Code that builds pages:
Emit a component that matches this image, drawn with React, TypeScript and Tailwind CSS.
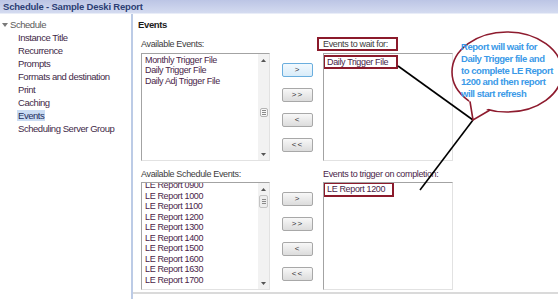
import React from "react";

const treeItems = [
  "Instance Title",
  "Recurrence",
  "Prompts",
  "Formats and destination",
  "Print",
  "Caching",
  "Events",
  "Scheduling Server Group",
];

const scheduleEvents = [
  "LE Report 0900",
  "LE Report 1000",
  "LE Report 1100",
  "LE Report 1200",
  "LE Report 1300",
  "LE Report 1400",
  "LE Report 1500",
  "LE Report 1600",
  "LE Report 1630",
  "LE Report 1700",
];

function Arrow({ up }: { up?: boolean }) {
  return (
    <div className="h-[12px] flex items-center justify-center">
      <svg width="5" height="3" viewBox="0 0 5 3">
        <path d={up ? "M0 3 L2.5 0 L5 3Z" : "M0 0 L2.5 3 L5 0Z"} fill="#555" />
      </svg>
    </div>
  );
}

function Grip() {
  return (
    <div className="w-[8px] h-[9px] border border-[#b4b4b4] rounded-[2px] bg-[#f8f8f8] flex flex-col items-center justify-center gap-[1px]">
      <div className="w-[4px] h-px bg-[#8a8a8a]" />
      <div className="w-[4px] h-px bg-[#8a8a8a]" />
      <div className="w-[4px] h-px bg-[#8a8a8a]" />
    </div>
  );
}

function ScrollBar({ thumb }: { thumb: "full" | "top" }) {
  return (
    <div className="w-[11px] bg-[#f2f2f2] flex flex-col">
      <Arrow up />
      <div className="flex-1 relative flex justify-center">
        {thumb === "top" ? (
          <div className="w-[9px] h-[13px] border border-[#c4c4c4] rounded-[2px] bg-[#ededed] flex items-center justify-center">
            <div className="flex flex-col gap-[1px]">
              <div className="w-[4px] h-px bg-[#8a8a8a]" />
              <div className="w-[4px] h-px bg-[#8a8a8a]" />
              <div className="w-[4px] h-px bg-[#8a8a8a]" />
            </div>
          </div>
        ) : (
          <div className="absolute top-[42px]">
            <Grip />
          </div>
        )}
      </div>
      <Arrow />
    </div>
  );
}

function ListBox({ children, scroll, width }: { children: React.ReactNode; scroll?: React.ReactNode; width: string }) {
  return (
    <div className={`${width} h-[108px] flex border border-[#a3a3a3] border-r-[#e2e2e2] border-b-[#e2e2e2] bg-white`}>
      <div className="flex-1 overflow-hidden">{children}</div>
      {scroll}
    </div>
  );
}

function MoveButtons({ focused }: { focused?: boolean }) {
  const base =
    "w-[31px] h-[14px] rounded-[2px] border flex items-center justify-center text-[8px] leading-none text-[#333] tracking-[1px]";
  const normal = "border-[#a8a8a8] bg-gradient-to-b from-[#f8f8f8] to-[#dcdcdc]";
  const focus = "border-[#6aaede] bg-gradient-to-b from-[#f2f9fe] to-[#d9ecf9]";
  return (
    <div className="flex flex-col gap-[11px]">
      <div className={`${base} ${focused ? focus : normal}`}>&gt;</div>
      <div className={`${base} ${normal}`}>&gt;&gt;</div>
      <div className={`${base} ${normal}`}>&lt;</div>
      <div className={`${base} ${normal}`}>&lt;&lt;</div>
    </div>
  );
}

export default function App() {
  return (
    <div className="w-[558px] h-[299px] relative overflow-hidden bg-white font-['Liberation_Sans',Arial,sans-serif] text-[9px] tracking-[-0.35px]">
      {/* title bar */}
      <div className="h-[14px] border-b border-[#e9edf8] bg-gradient-to-b from-[#bcc5e5] to-[#d4dbf0] pl-[3px] text-[9.5px] font-bold leading-[13px] text-[#2c3e74] tracking-[-0.2px]">
        Schedule - Sample Deski Report
      </div>

      <div className="flex h-[285px]">
        {/* left tree */}
        <div className="w-[133px] border-r-2 border-[#bccbe6] pt-[4px] leading-[13px] text-[9.5px] tracking-[-0.45px]">
          <div className="flex items-center pl-[2px] text-[#5a5a5a]">
            <svg width="6" height="4" viewBox="0 0 6 4" className="mr-[2px]">
              <path d="M0 0 L6 0 L3 4Z" fill="#7a7a7a" />
            </svg>
            Schedule
          </div>
          {treeItems.map((t) => (
            <div key={t} className="pl-[18px] text-[#3f2a48]">
              {t === "Events" ? (
                <span className="bg-[#cadcf3] text-[#1e2f5e] px-[1px] -ml-[1px]">{t}</span>
              ) : (
                t
              )}
            </div>
          ))}
        </div>

        {/* right pane */}
        <div className="flex-1 flex flex-col">
          <div className="pl-[5px] pt-[4px] leading-[13px] text-[9.5px] font-bold text-[#1b1b1b]">Events</div>
          <div className="pl-[8px] pb-[2px] border-b-2 border-[#dadada]">
            {/* row 1 */}
            <div className="flex mt-[7px]">
              <div className="w-[129px]">
                <div className="h-[12px] leading-[12px] text-[#3c3c3c]">Available Events:</div>
                <div className="mt-[3px]">
                  <ListBox width="w-[129px]" scroll={<ScrollBar thumb="full" />}>
                    <div className="pl-[3px] pt-[1px] leading-[10.4px] text-[#4a2548]">
                      <div>Monthly Trigger File</div>
                      <div>Daily Trigger File</div>
                      <div>Daily Adj Trigger File</div>
                    </div>
                  </ListBox>
                </div>
              </div>
              <div className="ml-[12px] w-[31px] pt-[25px]">
                <MoveButtons focused />
              </div>
              <div className="ml-[10px] w-[130px]">
                <div className="h-[12px] leading-[12px] text-[#3c3c3c]">
                  <span className="inline-block -ml-[6px] -mt-[1px] pl-[4px] pr-[8px] h-[14px] leading-[10px] border-2 border-[#8b1a2b]">
                    Events to wait for:
                  </span>
                </div>
                <div className="mt-[3px]">
                  <ListBox width="w-[130px]">
                    <div className="pt-[1px] -ml-[1px] leading-[10px] text-[#4a2548]">
                      <span className="inline-block h-[14px] pl-[2px] pr-[8px] border-2 border-[#8b1a2b]">Daily Trigger File</span>
                    </div>
                  </ListBox>
                </div>
              </div>
            </div>

            {/* row 2 */}
            <div className="flex mt-[7px]">
              <div className="w-[129px]">
                <div className="h-[12px] leading-[12px] text-[#3c3c3c]">Available Schedule Events:</div>
                <div className="mt-[2px]">
                  <ListBox width="w-[129px]" scroll={<ScrollBar thumb="top" />}>
                    <div className="pl-[3px] -mt-[3px] leading-[10.5px] text-[#4a2548]">
                      {scheduleEvents.map((e) => (
                        <div key={e}>{e}</div>
                      ))}
                    </div>
                  </ListBox>
                </div>
              </div>
              <div className="ml-[12px] w-[31px] pt-[24px]">
                <MoveButtons />
              </div>
              <div className="ml-[10px] w-[130px]">
                <div className="h-[12px] leading-[12px] text-[#4a2548]">Events to trigger on completion:</div>
                <div className="mt-[2px]">
                  <ListBox width="w-[130px]">
                    <div className="-mt-[1px] -ml-[1px] leading-[11px] text-[#4a2548]">
                      <span className="inline-block h-[15px] pl-[2px] pr-[7px] border-2 border-[#8b1a2b]">LE Report 1200</span>
                    </div>
                  </ListBox>
                </div>
              </div>
            </div>
          </div>
        </div>
      </div>

      {/* annotation overlay */}
      <svg className="absolute inset-0 pointer-events-none" width="558" height="299" viewBox="0 0 558 299">
        <line x1="398" y1="66" x2="473" y2="120" stroke="#000" strokeWidth="1.6" />
        <line x1="473" y1="120" x2="420" y2="190" stroke="#000" strokeWidth="1.6" />
        <ellipse cx="507" cy="72" rx="55" ry="40" fill="#fff" stroke="#8e1b2e" strokeWidth="1.6" />
        <polygon points="469,99 473,118 491,107" fill="#fff" />
        <polyline points="470,101.5 473,120 490,110" fill="none" stroke="#8e1b2e" strokeWidth="1.6" />
      </svg>
      <div className="absolute left-[461px] top-[41px] whitespace-nowrap text-[9.5px] font-bold leading-[11.75px] tracking-[-0.45px] text-[#3b9ae8]">
        <div>Report will wait for</div>
        <div>Daily Trigger file and</div>
        <div>to complete LE Report</div>
        <div>1200 and then report</div>
        <div>will start refresh</div>
      </div>
    </div>
  );
}
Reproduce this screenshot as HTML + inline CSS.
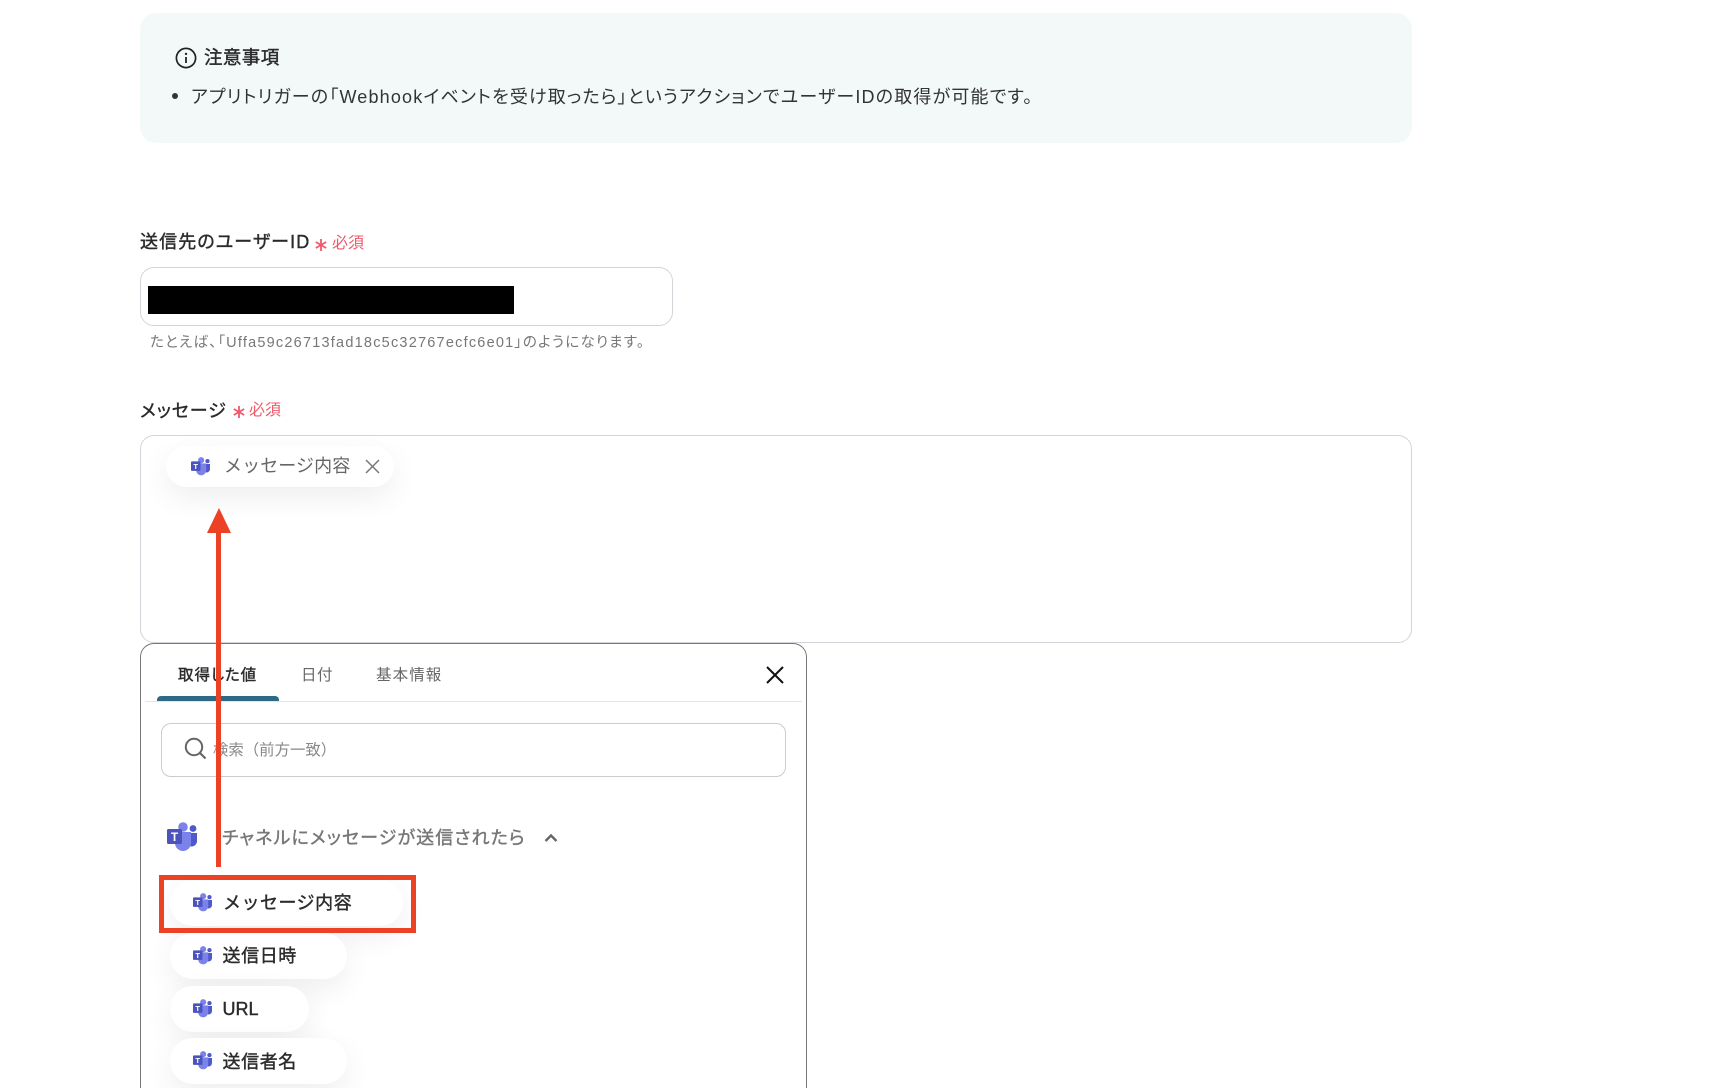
<!DOCTYPE html>
<html lang="ja">
<head>
<meta charset="utf-8">
<style>
html,body{margin:0;padding:0;background:#fff;width:1716px;height:1088px;overflow:hidden;}
#p{width:1716px;height:1088px;overflow:hidden;position:relative;background:#fff;font-family:"Liberation Sans","Noto Sans CJK JP",sans-serif;font-feature-settings:"palt";color:#333;}
.a{position:absolute;white-space:nowrap;}
.t{line-height:24px;height:24px;}
.b{font-weight:400;-webkit-text-stroke:.4px currentColor;}
.np{font-feature-settings:normal;}
.chip{position:absolute;background:#fff;border-radius:24px;box-shadow:0 10px 30px rgba(0,0,0,.07);}
.req{color:#ef5a6b;font-size:16px;}
svg{position:absolute;overflow:visible;}
</style>
</head>
<body>
<div id="p">
<div class="a" style="left:140px;top:12.500px;width:1272px;height:130px;background:#f3f9f9;border-radius:16px;"></div>
<svg style="left:174.500px;top:47px" width="22" height="22" viewBox="0 0 22 22" fill="none"><circle cx="11" cy="11" r="9.600" stroke="#222" stroke-width="1.700"/><circle cx="11" cy="6.900" r="1.200" fill="#222"/><path d="M11 10v6" stroke="#222" stroke-width="1.800"/></svg>
<div class="a t b" style="left:204px;top:46px;font-size:18.500px;letter-spacing:.4px;color:#2b2b2b;">注意事項</div>
<div class="a" style="left:172px;top:93px;width:6px;height:6px;border-radius:50%;background:#333;"></div>
<div class="a t" style="left:191px;top:85px;font-size:18px;letter-spacing:1.170px;color:#333;">アプリトリガーの「Webhookイベントを受け取ったら」というアクションでユーザーIDの取得が可能です。</div>

<div class="a t b" style="left:140px;top:230px;font-size:18px;letter-spacing:1.100px;color:#2b2b2b;">送信先のユーザーID</div>
<svg style="left:315px;top:239px" width="12" height="12" viewBox="0 0 12 12" fill="none"><path d="M6 0v12M.8 3l10.400 6M11.200 3L.8 9" stroke="#ef5a6b" stroke-width="1.800"/></svg>
<div class="a t req" style="left:332px;top:232px;">必須</div>
<div class="a" style="left:140px;top:267px;width:531px;height:57px;border:1px solid #d2d5da;border-radius:14px;"></div>
<div class="a" style="left:148px;top:286px;width:366px;height:28px;background:#000;"></div>
<div class="a t" style="left:150px;top:331px;font-size:14.500px;letter-spacing:1.220px;color:#777;">たとえば、「Uffa59c26713fad18c5c32767ecfc6e01」のようになります。</div>

<div class="a t b" style="left:140px;top:398.500px;font-size:18px;letter-spacing:.95px;color:#2b2b2b;">メッセージ</div>
<svg style="left:232.500px;top:405.500px" width="12" height="12" viewBox="0 0 12 12" fill="none"><path d="M6 0v12M.8 3l10.400 6M11.200 3L.8 9" stroke="#ef5a6b" stroke-width="1.800"/></svg>
<div class="a t req" style="left:249px;top:399px;">必須</div>
<div class="a" style="left:140px;top:435px;width:1270px;height:206px;border:1px solid #d2d5da;border-radius:14px;"></div>

<div class="chip" style="left:166px;top:446px;width:228px;height:41px;"></div>
<svg style="left:191px;top:457px" width="19" height="19" viewBox="0 0 30 30"><circle cx="26" cy="6.500" r="3.400" fill="#5059c9"/><path d="M19 11h11v8a5.500 5.500 0 0 1-11 0z" fill="#5059c9"/><circle cx="16" cy="5" r="4.800" fill="#7b83eb"/><path d="M8 10h16v11a8 8 0 0 1-16 0z" fill="#7b83eb"/><rect x="0" y="7" width="15" height="15" rx="1.500" fill="#4b53bc"/><text x="7.500" y="19" text-anchor="middle" font-size="12" font-weight="700" fill="#fff" font-family="Liberation Sans">T</text></svg>
<div class="a t np" style="left:224px;top:454px;font-size:18px;letter-spacing:.1px;color:#666;">メッセージ内容</div>
<svg style="left:365px;top:459px" width="15" height="15" viewBox="0 0 15 15" fill="none"><path d="M1 1l13 13M14 1L1 14" stroke="#777" stroke-width="1.500"/></svg>

<div class="a" style="left:140px;top:643px;width:665px;height:460px;border:1.500px solid #777;border-radius:14px;background:#fff;"></div>
<div class="a t b" style="left:178px;top:663.500px;font-size:15.500px;letter-spacing:.95px;color:#2b2b2b;">取得した値</div>
<div class="a t" style="left:301px;top:663.500px;font-size:15.500px;letter-spacing:.5px;color:#666;">日付</div>
<div class="a t" style="left:376px;top:663.500px;font-size:15.500px;letter-spacing:1.100px;color:#666;">基本情報</div>
<div class="a" style="left:145px;top:701px;width:657px;height:1px;background:#e5e5e5;"></div>
<div class="a" style="left:157px;top:695.500px;width:122px;height:5.500px;background:#2e6a85;border-radius:4px 4px 0 0;"></div>
<svg style="left:766px;top:666px" width="18" height="18" viewBox="0 0 18 18" fill="none"><path d="M1 1l16 16M17 1L1 17" stroke="#111" stroke-width="2"/></svg>
<div class="a" style="left:161px;top:723px;width:623px;height:52px;border:1px solid #ccc;border-radius:10px;"></div>
<svg style="left:184px;top:737px" width="23" height="23" viewBox="0 0 23 23" fill="none"><circle cx="10" cy="10" r="8.200" stroke="#666" stroke-width="2"/><path d="M16 16l5.500 5.500" stroke="#666" stroke-width="2.200"/></svg>
<div class="a t np" style="left:213px;top:738.500px;font-size:15.400px;color:#888;">検索（前方一致）</div>

<svg style="left:167px;top:822px" width="30" height="30" viewBox="0 0 30 30"><circle cx="26" cy="6.500" r="3.400" fill="#5059c9"/><path d="M19 11h11v8a5.500 5.500 0 0 1-11 0z" fill="#5059c9"/><circle cx="16" cy="5" r="4.800" fill="#7b83eb"/><path d="M8 10h16v11a8 8 0 0 1-16 0z" fill="#7b83eb"/><rect x="0" y="7" width="15" height="15" rx="1.500" fill="#4b53bc"/><text x="7.500" y="19" text-anchor="middle" font-size="12" font-weight="700" fill="#fff" font-family="Liberation Sans">T</text></svg>
<div class="a t b" style="left:222px;top:825.500px;font-size:18px;letter-spacing:1.100px;color:#777;">チャネルにメッセージが送信されたら</div>
<svg style="left:544px;top:833px" width="14" height="10" viewBox="0 0 14 10" fill="none"><path d="M1.500 8L7 2.500 12.500 8" stroke="#666" stroke-width="2.400"/></svg>

<div class="chip" style="left:170px;top:880px;width:233px;height:46px;"></div>
<svg style="left:193px;top:893px" width="19" height="19" viewBox="0 0 30 30"><circle cx="26" cy="6.500" r="3.400" fill="#5059c9"/><path d="M19 11h11v8a5.500 5.500 0 0 1-11 0z" fill="#5059c9"/><circle cx="16" cy="5" r="4.800" fill="#7b83eb"/><path d="M8 10h16v11a8 8 0 0 1-16 0z" fill="#7b83eb"/><rect x="0" y="7" width="15" height="15" rx="1.500" fill="#4b53bc"/><text x="7.500" y="19" text-anchor="middle" font-size="12" font-weight="700" fill="#fff" font-family="Liberation Sans">T</text></svg>
<div class="a t b np" style="left:223px;top:891px;font-size:18px;letter-spacing:.5px;color:#2b2b2b;">メッセージ内容</div>

<div class="chip" style="left:170px;top:933px;width:177px;height:46px;"></div>
<svg style="left:193px;top:946px" width="19" height="19" viewBox="0 0 30 30"><circle cx="26" cy="6.500" r="3.400" fill="#5059c9"/><path d="M19 11h11v8a5.500 5.500 0 0 1-11 0z" fill="#5059c9"/><circle cx="16" cy="5" r="4.800" fill="#7b83eb"/><path d="M8 10h16v11a8 8 0 0 1-16 0z" fill="#7b83eb"/><rect x="0" y="7" width="15" height="15" rx="1.500" fill="#4b53bc"/><text x="7.500" y="19" text-anchor="middle" font-size="12" font-weight="700" fill="#fff" font-family="Liberation Sans">T</text></svg>
<div class="a t b np" style="left:222.500px;top:944px;font-size:18px;letter-spacing:.6px;color:#2b2b2b;">送信日時</div>

<div class="chip" style="left:170px;top:986px;width:139px;height:46px;"></div>
<svg style="left:193px;top:999px" width="19" height="19" viewBox="0 0 30 30"><circle cx="26" cy="6.500" r="3.400" fill="#5059c9"/><path d="M19 11h11v8a5.500 5.500 0 0 1-11 0z" fill="#5059c9"/><circle cx="16" cy="5" r="4.800" fill="#7b83eb"/><path d="M8 10h16v11a8 8 0 0 1-16 0z" fill="#7b83eb"/><rect x="0" y="7" width="15" height="15" rx="1.500" fill="#4b53bc"/><text x="7.500" y="19" text-anchor="middle" font-size="12" font-weight="700" fill="#fff" font-family="Liberation Sans">T</text></svg>
<div class="a t b" style="left:222.500px;top:997px;font-size:18px;color:#2b2b2b;">URL</div>

<div class="chip" style="left:170px;top:1038px;width:177px;height:46px;"></div>
<svg style="left:193px;top:1051px" width="19" height="19" viewBox="0 0 30 30"><circle cx="26" cy="6.500" r="3.400" fill="#5059c9"/><path d="M19 11h11v8a5.500 5.500 0 0 1-11 0z" fill="#5059c9"/><circle cx="16" cy="5" r="4.800" fill="#7b83eb"/><path d="M8 10h16v11a8 8 0 0 1-16 0z" fill="#7b83eb"/><rect x="0" y="7" width="15" height="15" rx="1.500" fill="#4b53bc"/><text x="7.500" y="19" text-anchor="middle" font-size="12" font-weight="700" fill="#fff" font-family="Liberation Sans">T</text></svg>
<div class="a t b np" style="left:222.500px;top:1050px;font-size:18px;letter-spacing:.6px;color:#2b2b2b;">送信者名</div>

<div class="a" style="left:159px;top:875px;width:247px;height:48px;border:5px solid #ec4124;"></div>
<svg style="left:207px;top:508px" width="24" height="360" viewBox="0 0 24 360"><path d="M12 0L24 25H0z" fill="#ec4124"/><rect x="9" y="24" width="5" height="335" fill="#ec4124"/></svg>
</div>
</body>
</html>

Directions for this task =
From the material, report only how many lines include the word "React".

Result of the task =
3